■ **Task brief**: Filter the data below for the string "components" and copy each matching line.
=== Dataset rows ===
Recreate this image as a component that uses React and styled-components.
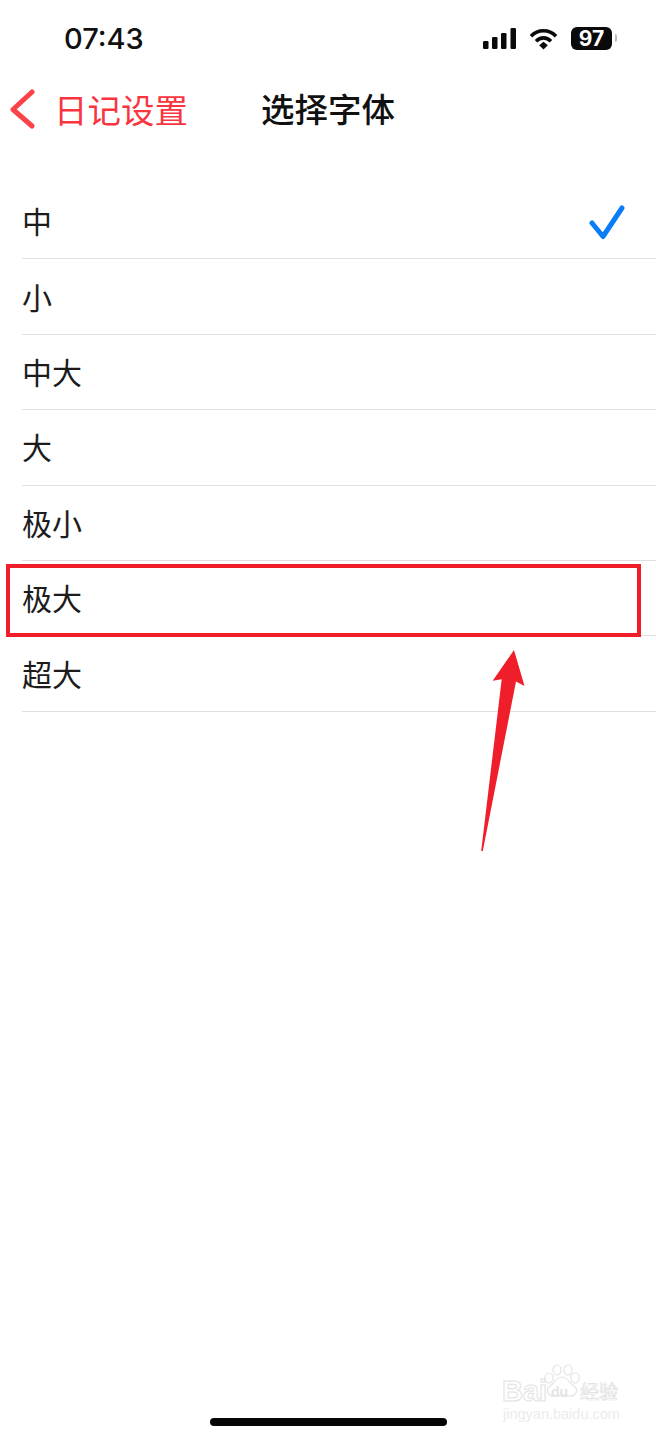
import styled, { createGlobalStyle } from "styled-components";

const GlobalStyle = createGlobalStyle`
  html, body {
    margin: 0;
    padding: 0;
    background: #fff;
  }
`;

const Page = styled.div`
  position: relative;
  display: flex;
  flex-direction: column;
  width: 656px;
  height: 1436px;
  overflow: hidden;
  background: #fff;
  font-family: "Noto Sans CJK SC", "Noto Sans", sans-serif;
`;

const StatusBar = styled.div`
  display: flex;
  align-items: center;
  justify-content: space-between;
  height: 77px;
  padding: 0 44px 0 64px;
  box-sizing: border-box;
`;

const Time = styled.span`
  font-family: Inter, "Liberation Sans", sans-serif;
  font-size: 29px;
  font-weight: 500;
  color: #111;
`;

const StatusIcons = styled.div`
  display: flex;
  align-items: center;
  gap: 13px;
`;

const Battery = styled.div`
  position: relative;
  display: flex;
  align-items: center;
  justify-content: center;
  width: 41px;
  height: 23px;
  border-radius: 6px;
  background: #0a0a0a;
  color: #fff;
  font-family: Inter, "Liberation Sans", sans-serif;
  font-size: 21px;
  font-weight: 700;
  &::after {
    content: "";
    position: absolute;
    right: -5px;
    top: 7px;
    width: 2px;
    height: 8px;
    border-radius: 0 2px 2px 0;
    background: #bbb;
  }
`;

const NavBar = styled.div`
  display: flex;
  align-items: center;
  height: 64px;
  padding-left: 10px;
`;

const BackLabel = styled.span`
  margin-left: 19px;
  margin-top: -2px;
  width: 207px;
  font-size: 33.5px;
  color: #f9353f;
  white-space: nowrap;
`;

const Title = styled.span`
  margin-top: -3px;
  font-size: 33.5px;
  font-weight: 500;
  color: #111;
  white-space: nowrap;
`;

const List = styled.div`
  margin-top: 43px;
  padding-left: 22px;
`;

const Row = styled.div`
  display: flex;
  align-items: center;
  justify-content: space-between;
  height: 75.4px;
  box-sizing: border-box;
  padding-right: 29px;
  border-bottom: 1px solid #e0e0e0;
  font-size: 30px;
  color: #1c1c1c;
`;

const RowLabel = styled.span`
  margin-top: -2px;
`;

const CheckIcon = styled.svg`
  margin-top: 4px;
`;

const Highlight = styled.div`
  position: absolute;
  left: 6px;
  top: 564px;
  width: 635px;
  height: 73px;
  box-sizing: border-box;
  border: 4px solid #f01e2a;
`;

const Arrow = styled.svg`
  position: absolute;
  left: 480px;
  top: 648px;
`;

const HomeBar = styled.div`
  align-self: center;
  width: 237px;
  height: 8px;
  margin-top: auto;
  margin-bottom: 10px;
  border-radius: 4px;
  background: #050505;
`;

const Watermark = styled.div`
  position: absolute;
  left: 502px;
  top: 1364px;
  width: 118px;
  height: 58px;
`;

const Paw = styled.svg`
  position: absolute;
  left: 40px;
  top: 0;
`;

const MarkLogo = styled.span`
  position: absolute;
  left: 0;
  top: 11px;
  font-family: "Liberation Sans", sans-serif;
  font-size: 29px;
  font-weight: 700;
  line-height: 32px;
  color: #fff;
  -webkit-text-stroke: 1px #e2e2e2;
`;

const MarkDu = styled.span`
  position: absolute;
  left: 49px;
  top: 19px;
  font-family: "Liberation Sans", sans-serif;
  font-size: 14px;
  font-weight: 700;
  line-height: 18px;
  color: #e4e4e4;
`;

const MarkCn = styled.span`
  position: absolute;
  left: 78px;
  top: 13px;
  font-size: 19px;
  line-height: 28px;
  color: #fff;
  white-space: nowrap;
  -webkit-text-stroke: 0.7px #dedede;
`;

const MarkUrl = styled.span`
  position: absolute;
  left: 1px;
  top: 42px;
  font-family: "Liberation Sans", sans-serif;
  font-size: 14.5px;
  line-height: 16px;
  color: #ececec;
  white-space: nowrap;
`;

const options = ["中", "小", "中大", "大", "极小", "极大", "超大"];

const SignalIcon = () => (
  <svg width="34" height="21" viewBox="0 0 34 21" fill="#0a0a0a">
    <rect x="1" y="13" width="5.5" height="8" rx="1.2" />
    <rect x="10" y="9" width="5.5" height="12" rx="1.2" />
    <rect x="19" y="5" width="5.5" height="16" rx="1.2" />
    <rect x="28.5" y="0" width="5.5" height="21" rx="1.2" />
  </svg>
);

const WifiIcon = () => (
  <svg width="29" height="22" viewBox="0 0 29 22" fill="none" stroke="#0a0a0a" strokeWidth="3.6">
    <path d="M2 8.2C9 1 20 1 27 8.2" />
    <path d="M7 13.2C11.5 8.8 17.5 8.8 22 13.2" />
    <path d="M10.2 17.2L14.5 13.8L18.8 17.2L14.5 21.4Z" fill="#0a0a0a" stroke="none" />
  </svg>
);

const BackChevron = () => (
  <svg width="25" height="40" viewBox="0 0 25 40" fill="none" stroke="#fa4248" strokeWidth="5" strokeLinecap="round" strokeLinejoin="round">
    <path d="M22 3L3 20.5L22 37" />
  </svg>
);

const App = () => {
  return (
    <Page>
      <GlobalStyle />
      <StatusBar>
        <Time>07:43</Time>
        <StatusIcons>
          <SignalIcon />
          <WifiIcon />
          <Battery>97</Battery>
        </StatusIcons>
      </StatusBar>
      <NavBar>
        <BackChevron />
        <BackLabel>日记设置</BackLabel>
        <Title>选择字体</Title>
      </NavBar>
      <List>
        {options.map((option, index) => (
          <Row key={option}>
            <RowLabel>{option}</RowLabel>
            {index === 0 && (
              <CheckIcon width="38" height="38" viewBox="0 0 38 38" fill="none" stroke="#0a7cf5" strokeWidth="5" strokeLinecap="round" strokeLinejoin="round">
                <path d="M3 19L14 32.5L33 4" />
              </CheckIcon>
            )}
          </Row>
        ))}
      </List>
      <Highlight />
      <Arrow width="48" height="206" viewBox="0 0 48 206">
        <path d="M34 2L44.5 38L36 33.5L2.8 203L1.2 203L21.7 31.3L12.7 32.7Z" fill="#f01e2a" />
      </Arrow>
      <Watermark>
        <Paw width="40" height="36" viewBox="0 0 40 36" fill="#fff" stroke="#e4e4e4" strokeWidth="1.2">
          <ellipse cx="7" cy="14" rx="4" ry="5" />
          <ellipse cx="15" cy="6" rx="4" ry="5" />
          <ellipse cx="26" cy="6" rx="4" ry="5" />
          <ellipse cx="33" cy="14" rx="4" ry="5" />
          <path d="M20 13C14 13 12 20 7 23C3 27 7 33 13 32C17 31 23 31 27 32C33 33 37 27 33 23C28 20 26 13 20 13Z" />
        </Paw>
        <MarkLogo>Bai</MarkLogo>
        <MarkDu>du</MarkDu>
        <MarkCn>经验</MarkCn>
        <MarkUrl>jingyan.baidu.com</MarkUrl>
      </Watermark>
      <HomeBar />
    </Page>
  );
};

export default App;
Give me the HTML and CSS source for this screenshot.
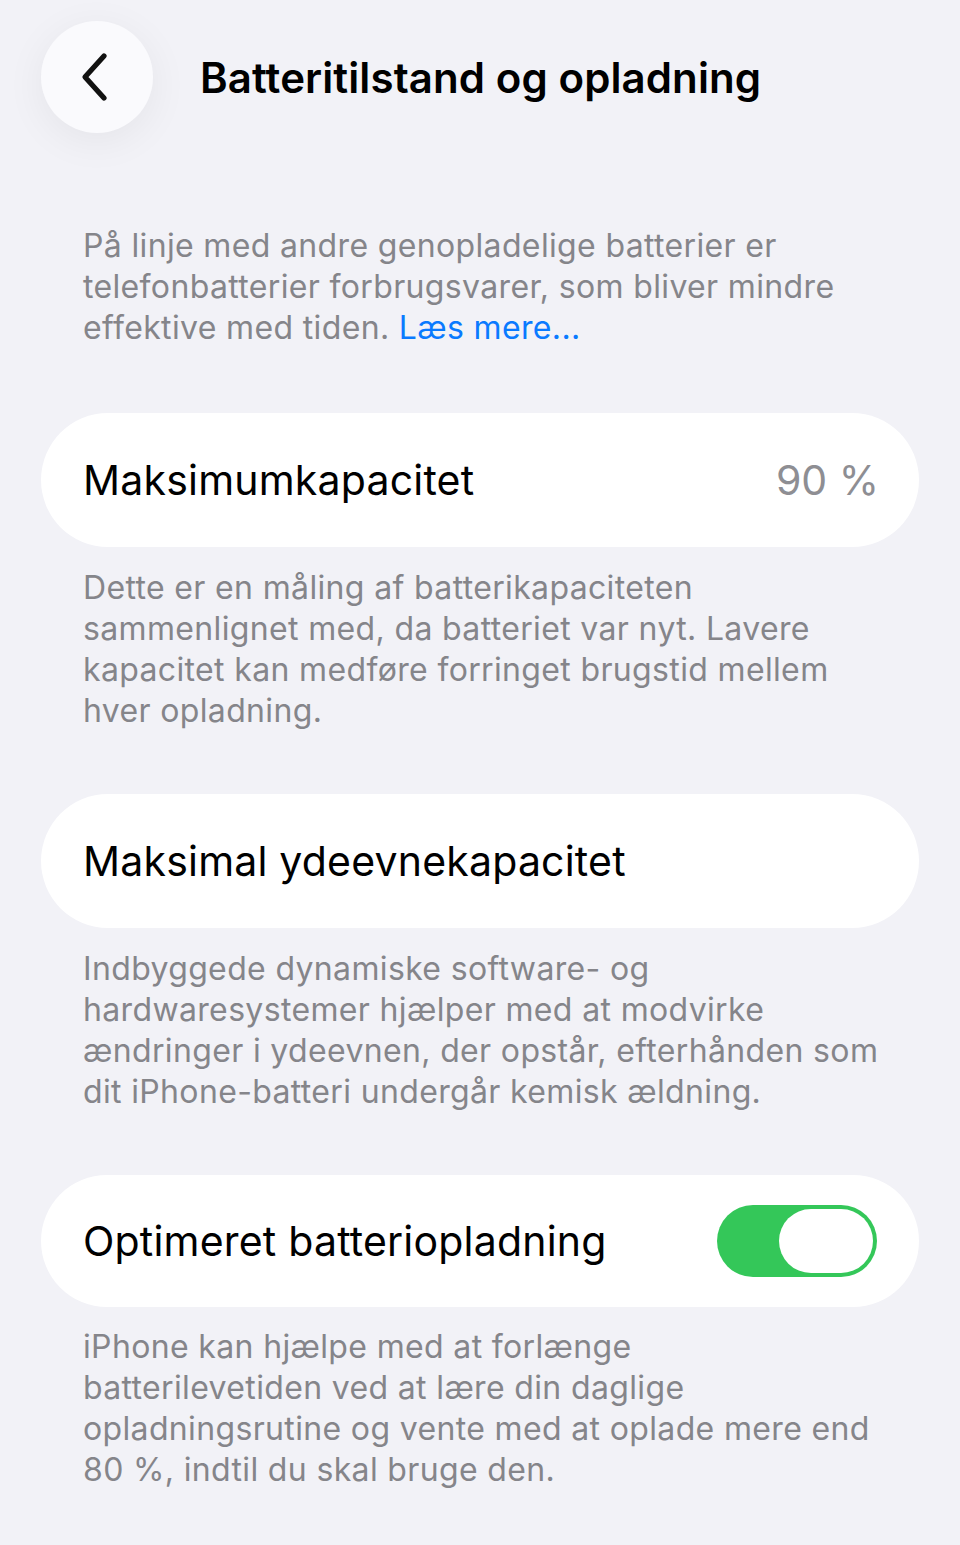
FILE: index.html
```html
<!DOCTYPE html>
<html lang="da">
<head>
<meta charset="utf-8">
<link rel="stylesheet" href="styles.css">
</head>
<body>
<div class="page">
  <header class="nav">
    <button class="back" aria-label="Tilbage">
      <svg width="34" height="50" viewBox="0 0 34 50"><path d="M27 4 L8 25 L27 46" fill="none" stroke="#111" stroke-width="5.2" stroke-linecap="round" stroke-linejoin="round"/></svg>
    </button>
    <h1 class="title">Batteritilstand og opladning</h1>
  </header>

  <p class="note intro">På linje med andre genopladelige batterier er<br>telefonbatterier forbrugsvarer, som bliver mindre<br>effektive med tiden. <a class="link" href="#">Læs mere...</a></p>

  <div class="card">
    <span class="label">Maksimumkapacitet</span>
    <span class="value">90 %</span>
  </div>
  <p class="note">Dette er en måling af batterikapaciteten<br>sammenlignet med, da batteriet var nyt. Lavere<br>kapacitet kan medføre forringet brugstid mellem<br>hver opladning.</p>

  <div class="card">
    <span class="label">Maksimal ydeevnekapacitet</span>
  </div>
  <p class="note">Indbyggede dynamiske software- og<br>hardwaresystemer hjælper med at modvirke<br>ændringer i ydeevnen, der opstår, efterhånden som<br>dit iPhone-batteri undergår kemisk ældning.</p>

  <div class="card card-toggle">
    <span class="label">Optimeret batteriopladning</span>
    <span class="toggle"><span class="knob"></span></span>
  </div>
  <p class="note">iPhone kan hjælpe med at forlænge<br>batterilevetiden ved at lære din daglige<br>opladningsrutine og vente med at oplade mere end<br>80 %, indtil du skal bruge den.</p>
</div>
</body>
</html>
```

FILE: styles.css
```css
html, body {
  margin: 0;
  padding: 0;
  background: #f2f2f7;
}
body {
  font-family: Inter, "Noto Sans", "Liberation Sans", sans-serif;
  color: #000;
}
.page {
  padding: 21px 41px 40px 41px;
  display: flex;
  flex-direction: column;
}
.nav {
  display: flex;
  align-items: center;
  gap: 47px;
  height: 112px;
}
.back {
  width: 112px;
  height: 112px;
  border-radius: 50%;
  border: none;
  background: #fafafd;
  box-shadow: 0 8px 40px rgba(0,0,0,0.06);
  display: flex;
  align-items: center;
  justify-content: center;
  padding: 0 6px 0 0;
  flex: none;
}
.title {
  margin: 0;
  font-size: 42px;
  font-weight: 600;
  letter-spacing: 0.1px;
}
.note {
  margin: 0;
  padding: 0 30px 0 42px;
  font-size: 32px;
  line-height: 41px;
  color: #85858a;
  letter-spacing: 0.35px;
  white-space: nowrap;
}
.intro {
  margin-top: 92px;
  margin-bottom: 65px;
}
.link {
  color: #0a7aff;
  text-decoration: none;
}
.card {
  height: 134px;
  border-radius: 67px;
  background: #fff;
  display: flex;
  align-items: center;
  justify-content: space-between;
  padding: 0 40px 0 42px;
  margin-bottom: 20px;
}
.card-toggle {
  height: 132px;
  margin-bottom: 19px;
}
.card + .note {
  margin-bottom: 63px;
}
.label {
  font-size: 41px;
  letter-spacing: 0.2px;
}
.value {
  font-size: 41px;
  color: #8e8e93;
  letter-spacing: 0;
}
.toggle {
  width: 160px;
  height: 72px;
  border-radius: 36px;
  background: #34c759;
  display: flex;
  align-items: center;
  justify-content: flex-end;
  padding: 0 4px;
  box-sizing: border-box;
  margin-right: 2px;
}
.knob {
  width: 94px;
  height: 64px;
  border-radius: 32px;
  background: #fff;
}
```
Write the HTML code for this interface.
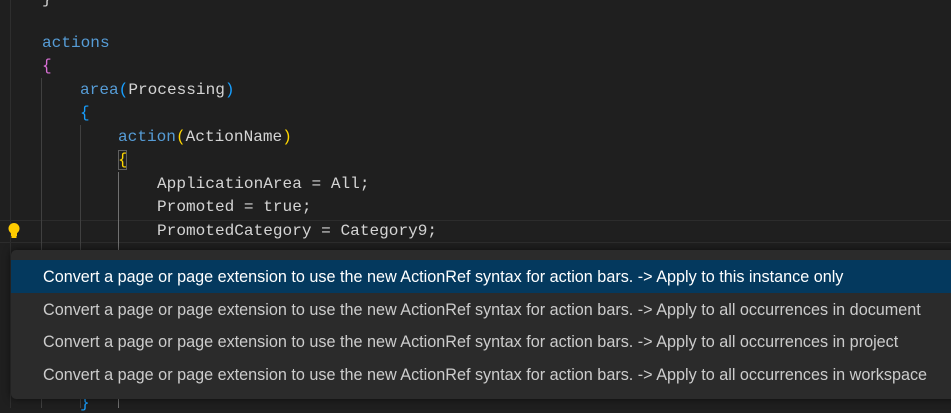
===
■ **Problem solution**:
Recreate this image as a component that uses React and styled-components.
import styled, { createGlobalStyle } from "styled-components";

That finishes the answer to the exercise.